Re: [DISCUSS] Java specific APIs design concern and choice

Hyukjin Kwon Mon, 27 Apr 2020 16:35:10 -0700

> One thing we could do here is use Java collections internally and make
the Scala API a thin wrapper around Java -- like how Python works.
> Then adding a method to the Scala API would require adding it to the Java
API and we would keep the two more in sync.


I think it can be an appropriate idea for when we have to deal with this
case a lot but I don't think there are so many
user-facing APIs to return a Java collections, it's rather rare.
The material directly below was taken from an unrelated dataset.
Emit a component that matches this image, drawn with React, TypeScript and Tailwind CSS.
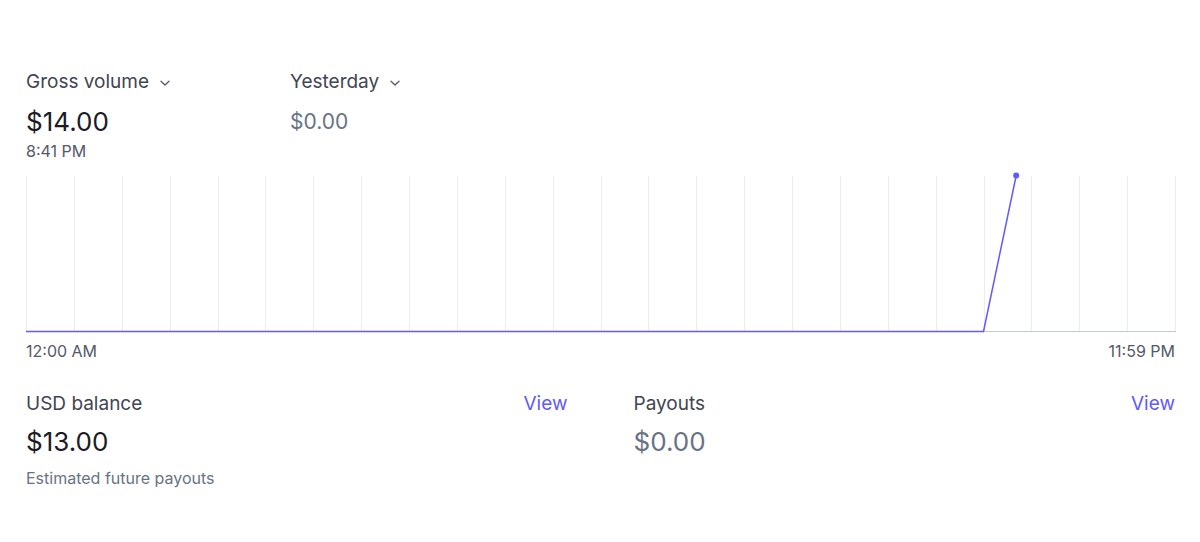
import React from "react";

const Chevron = () => (
  <svg width="12" height="12" viewBox="0 0 12 12" className="ml-[10px] mt-[1px]">
    <path d="M2 4.2 L6 8 L10 4.2" fill="none" stroke="#545969" strokeWidth="1.3" strokeLinecap="round" strokeLinejoin="round" />
  </svg>
);

const Chart = () => {
  const step = 1149 / 24;
  const top = 4;
  const base = 159.5;
  const lines = Array.from({ length: 25 }, (_, i) => Math.round(i * step) + 0.5);
  const xStart = 20 * step;
  const xDot = 20.683 * step;
  return (
    <svg width="1150" height="164" className="block">
      {lines.map((x, i) => (
        <line key={i} x1={x} y1={top} x2={x} y2={base} stroke="#ebeef1" strokeWidth="1" />
      ))}
      <line x1={xStart} y1={base} x2={1150} y2={base} stroke="#c0c8d2" strokeWidth="1" />
      <line x1={0} y1={base} x2={xStart} y2={base} stroke="#625afa" strokeWidth="1.5" />
      <line x1={xStart} y1={base} x2={xDot} y2={3.5} stroke="#625afa" strokeWidth="1.5" strokeLinecap="round" />
      <circle cx={xDot} cy={3.5} r="3" fill="#625afa" />
    </svg>
  );
};

export default function App() {
  return (
    <div
      className="w-[1200px] h-[542px] bg-white pl-[26px] pr-[25px] pt-[70px]"
      style={{ fontFamily: "Inter, 'Noto Sans', sans-serif" }}
    >
      <div className="flex">
        <div className="w-[264px]">
          <div className="flex items-center h-[24px] text-[19px] leading-[24px] text-[#414552]">
            Gross volume
            <Chevron />
          </div>
          <div className="mt-[12px] text-[26px] leading-[32px] text-[#1a1b25]">$14.00</div>
          <div className="mt-[3px] text-[16px] leading-[20px] text-[#545969]">8:41 PM</div>
        </div>
        <div>
          <div className="flex items-center h-[24px] text-[19px] leading-[24px] text-[#414552]">
            Yesterday
            <Chevron />
          </div>
          <div className="mt-[12px] h-[32px] flex items-end pb-[3px] text-[21px] leading-[26px] text-[#687385]">$0.00</div>
        </div>
      </div>

      <div className="mt-[11px]">
        <Chart />
      </div>

      <div className="mt-[5px] flex justify-between text-[16px] leading-[20px] text-[#545969]">
        <span>12:00 AM</span>
        <span>11:59 PM</span>
      </div>

      <div className="mt-[31px] grid grid-cols-2 gap-x-[66px]">
        <div>
          <div className="flex justify-between items-center text-[19px] leading-[24px]">
            <span className="text-[#414552]">USD balance</span>
            <span className="text-[#625afa]">View</span>
          </div>
          <div className="mt-[10px] text-[26px] leading-[32px] text-[#1a1b25]">$13.00</div>
          <div className="mt-[10px] text-[16px] leading-[20px] text-[#687385]">Estimated future payouts</div>
        </div>
        <div>
          <div className="flex justify-between items-center text-[19px] leading-[24px]">
            <span className="text-[#414552]">Payouts</span>
            <span className="text-[#625afa]">View</span>
          </div>
          <div className="mt-[10px] text-[26px] leading-[32px] text-[#687385]">$0.00</div>
        </div>
      </div>
    </div>
  );
}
Also, the
Java users are relatively less than Scala users.
This case is slightly different from Python in a way that there are so many
differences to deal with in PySpark case.

Also, in case of `Seq`, actually we can just use `Array` instead for both
Scala and Java side simply. I don't find such cases notably awkward.
This problematic cases might be specific to few Java collections or
instances, and I would like to avoid an overkill here.

Of course, if there is a place to consider other options, let's do. I don't
like to say this is the only required option.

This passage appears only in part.